Auch wenn das unkorrekt tönt. Ein gleicher Lohn ist hier nicht gerecht. Er ist nur politisch erwünscht. Gerechtigkeit ist nicht dasselbe wie Gleichheit.

Man kann das Problem mit einem einfachen Beispiel illustrieren. Profifussballer verdienen dutzendfach so viel wie Profifussballerinnen. Niemand findet das stossend. Die Männer spielen einfach besser, darum ist Ungleichheit Gerechtigkeit.
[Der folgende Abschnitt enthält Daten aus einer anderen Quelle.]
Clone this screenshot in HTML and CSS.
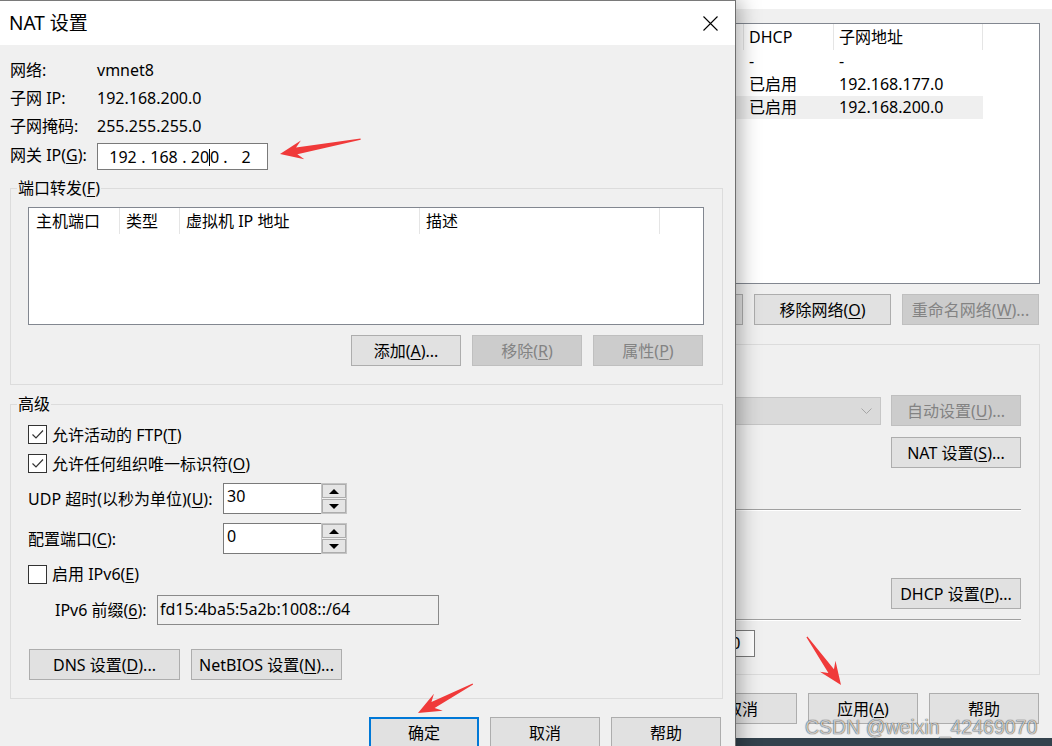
FILE: index.html
```html
<!DOCTYPE html>
<html lang="zh-CN">
<head>
<meta charset="utf-8">
<title>NAT 设置</title>
<link rel="stylesheet" href="styles.css">
</head>
<body>
<main class="desktop">

  <section class="bgwin">
    <div class="bg-top"></div>
    <div class="bg-content">
      <div class="netlist">
        <div class="nl-head">
          <span class="c0"></span><span class="c1">DHCP</span><span class="c2">子网地址</span>
        </div>
        <div class="nl-row"><span></span><span>-</span><span>-</span></div>
        <div class="nl-row"><span></span><span>已启用</span><span>192.168.177.0</span></div>
        <div class="nl-row sel"><span></span><span>已启用</span><span>192.168.200.0</span></div>
      </div>
      <div class="bg-btnrow">
        <button class="btn w137">添加网络(<u>E</u>)...</button>
        <button class="btn w137">移除网络(<u>O</u>)</button>
        <button class="btn w137 dis">重命名网络(<u>W</u>)...</button>
      </div>
      <div class="bg-group">
        <div class="bg-row r1">
          <div class="combo"><svg width="11" height="7" viewBox="0 0 11 7"><path d="M0.5 0.5 L5.5 5.5 L10.5 0.5" fill="none" stroke="#a6a6a6" stroke-width="1"/></svg></div>
          <button class="btn w130 dis">自动设置(<u>U</u>)...</button>
        </div>
        <div class="bg-row r2"><button class="btn w130">NAT 设置(<u>S</u>)...</button></div>
        <div class="sep s1"></div>
        <div class="bg-row r3"><button class="btn w130">DHCP 设置(<u>P</u>)...</button></div>
        <div class="sep s2"></div>
        <div class="bg-row r4"><div class="mask">255.255.255.0</div></div>
      </div>
      <div class="bg-btnrow bottom">
        <button class="btn w110">取消</button>
        <button class="btn w110">应用(<u>A</u>)</button>
        <button class="btn w110">帮助</button>
      </div>
    </div>
  </section>

  <section class="dialog">
    <header class="titlebar">
      <h1 class="title">NAT 设置</h1>
      <svg class="close" width="15" height="15" viewBox="0 0 15 15"><path d="M0.5 0.5 L14.5 14.5 M14.5 0.5 L0.5 14.5" stroke="#000" stroke-width="1.1" fill="none"/></svg>
    </header>
    <div class="dlg-body">
      <div class="info">
        <span>网络:</span><span>vmnet8</span>
        <span>子网 IP:</span><span>192.168.200.0</span>
        <span>子网掩码:</span><span>255.255.255.0</span>
        <span>网关 IP(<u>G</u>):</span>
        <div class="ipbox"><span class="f">192</span><span class="d">.</span><span class="f">168</span><span class="d">.</span><span class="f">20<i class="caret"></i>0</span><span class="d">.</span><span class="f">2</span></div>
      </div>

      <fieldset class="group">
        <legend>端口转发(<u>F</u>)</legend>
        <div class="gbody">
          <div class="listview">
            <div class="lv-head"><span class="h1">主机端口</span><span>类型</span><span>虚拟机 IP 地址</span><span>描述</span></div>
          </div>
          <div class="btnrow">
            <button class="btn w110">添加(<u>A</u>)...</button>
            <button class="btn w110 dis">移除(<u>R</u>)</button>
            <button class="btn w110 dis">属性(<u>P</u>)</button>
          </div>
        </div>
      </fieldset>

      <fieldset class="group adv">
        <legend>高级</legend>
        <div class="gbody">
          <div class="chkrow"><span class="chk"><svg width="17" height="17" viewBox="0 0 17 17"><path d="M3.5 8.5 L7 12 L14 4.5" fill="none" stroke="#333" stroke-width="1.2"/></svg></span><span>允许活动的 FTP(<u>T</u>)</span></div>
          <div class="chkrow"><span class="chk"><svg width="17" height="17" viewBox="0 0 17 17"><path d="M3.5 8.5 L7 12 L14 4.5" fill="none" stroke="#333" stroke-width="1.2"/></svg></span><span>允许任何组织唯一标识符(<u>O</u>)</span></div>
          <div class="fieldrow udp">
            <span class="flabel">UDP 超时(以秒为单位)(<u>U</u>):</span>
            <div class="spin"><div class="spin-val">30</div><div class="spin-btns"><span class="sb"><i class="up"></i></span><span class="sb"><i class="down"></i></span></div></div>
          </div>
          <div class="fieldrow cfg">
            <span class="flabel">配置端口(<u>C</u>):</span>
            <div class="spin"><div class="spin-val">0</div><div class="spin-btns"><span class="sb"><i class="up"></i></span><span class="sb"><i class="down"></i></span></div></div>
          </div>
          <div class="chkrow v6"><span class="chk"></span><span>启用 IPv6(<u>E</u>)</span></div>
          <div class="fieldrow prefix">
            <span class="plabel">IPv6 前缀(<u>6</u>):</span>
            <div class="prefixbox">fd15:4ba5:5a2b:1008::/64</div>
          </div>
          <div class="btnrow left">
            <button class="btn w151">DNS 设置(<u>D</u>)...</button>
            <button class="btn w151">NetBIOS 设置(<u>N</u>)...</button>
          </div>
        </div>
      </fieldset>

      <div class="dlg-btns">
        <button class="btn w110 default">确定</button>
        <button class="btn w110">取消</button>
        <button class="btn w110">帮助</button>
      </div>
    </div>
  </section>

  <svg class="arrows" width="1052" height="746" viewBox="0 0 1052 746">
    <g fill="#f03a3a">
      <polygon transform="translate(280 154) rotate(169.5)" points="0,0 -23,-9.5 -17,-3.4 -82,-0.6 -82,0.6 -17,3.4 -23,9.5"/>
      <polygon transform="translate(418 713) rotate(152.2)" points="0,0 -23,-9.5 -17,-3.4 -62,-0.6 -62,0.6 -17,3.4 -23,9.5"/>
      <polygon transform="translate(841 685) rotate(54.7)" points="0,0 -23,-9.5 -17,-3.4 -59,-0.6 -59,0.6 -17,3.4 -23,9.5"/>
    </g>
  </svg>

  <div class="watermark">CSDN @weixin_42469070</div>
</main>
</body>
</html>
```

FILE: styles.css
```css
* { box-sizing: border-box; margin: 0; padding: 0; }
html, body { width: 1052px; height: 746px; overflow: hidden; }
body {
  font-family: "Noto Sans", "Noto Sans CJK SC", sans-serif;
  font-size: 16px;
  line-height: 20px;
  color: #000;
  background: #33424d;
}
.desktop { position: relative; width: 1052px; height: 746px; overflow: hidden; }
u { text-decoration: underline; text-underline-offset: 2px; }

.btn {
  display: flex; align-items: center; justify-content: center;
  flex: none; height: 31px; padding: 0;
  border: 1px solid #adadad; background: #e1e1e1;
  font: inherit; color: #000; line-height: 20px; white-space: nowrap;
}
.btn.dis { background: #cccccc; border-color: #bfbfbf; color: #838383; }
.btn.default { border: 2px solid #0078d7; }
.w110 { width: 110px; }
.w130 { width: 130px; }
.w137 { width: 137px; }
.w151 { width: 151px; }

/* background window */
.bgwin { position: absolute; left: 620px; top: 0; width: 432px; height: 738px; background: #f0f0f0; z-index: 1; }
.bg-top { height: 9px; background: #fff; }
.bg-content { padding: 14px 12px 0 0; }
.netlist { height: 261px; border: 1px solid #828790; background: #fff; }
.nl-head, .nl-row { display: grid; grid-template-columns: 123px 90px 149px; }
.nl-head { height: 26px; }
.nl-head span { border-right: 1px solid #e5e5e5; padding-left: 5px; line-height: 26px; }
.nl-row { height: 23px; line-height: 23px; width: 362px; }
.nl-row span { padding-left: 5px; }
.nl-row.sel { background: #efefef; }
.bg-btnrow { display: flex; justify-content: flex-end; gap: 11px; margin: 10px 1px 0 0; }
.bg-btnrow.bottom { margin-top: 18px; }
.bg-group { margin-top: 19px; height: 331px; border: 1px solid #dcdcdc; padding: 50px 18px 0 14px; }
.bg-row { display: flex; justify-content: flex-end; }
.r1 { align-items: flex-start; gap: 10px; }
.combo {
  width: 200px; height: 28px; margin-top: 2px;
  background: #dadada; border: 1px solid #c6c6c6;
  display: flex; align-items: center; justify-content: flex-end; padding-right: 8px;
}
.r2 { margin-top: 11px; }
.sep { border-top: 1px solid #a0a0a0; border-bottom: 1px solid #fff; }
.s1 { margin-top: 41px; }
.r3 { margin-top: 67px; }
.s2 { margin-top: 10px; }
.r4 { margin-top: 9px; justify-content: flex-start; }
.mask { width: 120px; height: 27px; border: 1px solid #7a7a7a; background: #fff; text-align: right; padding-right: 15px; line-height: 25px; }

/* dialog */
.dialog {
  position: absolute; left: 0; top: 0; z-index: 2;
  width: 736px; height: 770px;
  background: #f0f0f0;
  border-top: 1px solid #7a7a7a;
  border-right: 1px solid #6e6e6e;
  box-shadow: 3px 0 20px rgba(0, 0, 0, 0.35);
}
.titlebar { height: 44px; background: #fff; display: flex; align-items: center; justify-content: space-between; padding: 0 17px 0 9px; }
.title { font-size: 19px; font-weight: normal; line-height: 24px; }
.close { display: block; }
.dlg-body { padding: 11px 14px 0 0; }

.info {
  display: grid; grid-template-columns: 87px auto; grid-template-rows: 28px 28px 28px 30px;
  align-items: center; justify-content: start; margin-left: 10px;
}
.ipbox {
  width: 171px; height: 27px; margin-top: 3px;
  border: 1px solid #7a7a7a; background: #fff;
  display: flex; align-items: center; padding-left: 7px;
}
.ipbox .f { width: 36px; text-align: center; }
.ipbox .d { width: 5px; text-align: center; }
.caret { display: inline-block; width: 1px; height: 17px; background: #000; vertical-align: -3px; }

.group { border: 1px solid #dcdcdc; margin: 8px 0 0 10px; width: 713px; padding: 0; min-width: 0; }
.group legend { margin-left: 6px; padding: 0 1px; line-height: 20px; }
.gbody { padding: 9px 18px 18px 17px; }
.adv { margin-top: 9px; }
.adv .gbody { padding-top: 6px; }

.listview { height: 118px; border: 1px solid #828790; background: #fff; }
.lv-head { display: grid; grid-template-columns: 91px 60px 240px 240px; height: 26px; }
.lv-head span { border-right: 1px solid #e5e5e5; padding-left: 6px; line-height: 26px; }
.lv-head .h1 { padding-left: 7px; }

.btnrow { display: flex; justify-content: flex-end; gap: 11px; margin: 10px 1px 0 0; }
.btnrow.left { justify-content: flex-start; margin: 24px 0 0 1px; }

.chkrow { display: flex; align-items: center; gap: 5px; height: 29px; }
.chkrow.v6 { height: 28px; margin-top: 6px; }
.chk { width: 19px; height: 19px; border: 1px solid #333; background: #fff; display: flex; flex: none; }
.fieldrow { display: flex; align-items: center; }
.udp { margin-top: 5px; }
.cfg { margin-top: 9px; }
.prefix { margin-top: 7px; }
.flabel { width: 195px; flex: none; }
.plabel { width: 129px; padding-left: 27px; flex: none; }
.spin { display: flex; height: 31px; }
.spin-val { width: 98px; border: 1px solid #7a7a7a; border-right: 0; background: #fff; padding-left: 3px; line-height: 25px; }
.spin-btns { width: 26px; border: 1px solid #c4c4c4; background: #f0f0f0; display: flex; flex-direction: column; gap: 1px; }
.sb { flex: 1; border: 1px solid #adadad; background: #e5e5e5; display: flex; align-items: center; justify-content: center; }
.up { width: 0; height: 0; border-left: 5px solid transparent; border-right: 5px solid transparent; border-bottom: 5px solid #000; }
.down { width: 0; height: 0; border-left: 5px solid transparent; border-right: 5px solid transparent; border-top: 5px solid #000; }
.prefixbox { width: 282px; height: 30px; border: 1px solid #8a8a8a; background: #f0f0f0; padding: 3px 0 0 2px; line-height: 20px; }

.dlg-btns { display: flex; justify-content: flex-end; gap: 11px; margin-top: 18px; }

.arrows { position: absolute; left: 0; top: 0; z-index: 5; pointer-events: none; }
.watermark {
  position: absolute; left: 805px; top: 716px; z-index: 6;
  font-family: "Liberation Sans", Arial, sans-serif; font-size: 19.5px; line-height: 22px;
  color: rgba(255, 255, 255, 0.72);
  text-shadow: 0 0 1px rgba(0, 0, 0, 0.7), 0 0 1px rgba(0, 0, 0, 0.5);
  white-space: nowrap;
}
```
Gerechtigkeit entsteht häufig aus Konfliktscheu

Zurück zu den Affen, diesmal zu Schimpansen. Zoologen teilten sie in Zweierteams ein. Der erste Affe konnte zwischen zwei Varianten wählen. Entweder bekommt er das ganze Futter allein, oder er teilt es mit seinem Partner. Der zweite Affe holte dann das Futterpaket beim Betreuer ab. Die Schimpansen verhielten sich fair. Sie wählten das Szenario, das eine gerechte Verteilung des Futters vorsah. Sie wollten im Team keine Sozialkonflikte riskieren.

Sogenannte Gerechtigkeit entsteht häufig aus Konfliktscheu. In vielen Firmen hat sich eingebürgert, dass alle Mitglieder eines Teams den gleichen Bonus bekommen, obschon einige im Team mehr zum Erfolg als die anderen beigetragen haben. Das ist Gleichbehandlung, aber ungerecht.

Die Schimpansen sehen das pragmatisch, wie man vielfach beobachtet hat. Wenn sich ein Schimpansen-Team durch den Regenwald kämpft, übernehmen ein oder zwei Tiere jeweils den Lead. Hinterher hat niemand ein Problem, dass sie als erste ans Futter herankommen.

Das ist Ungleichheit, aber Gerechtigkeit.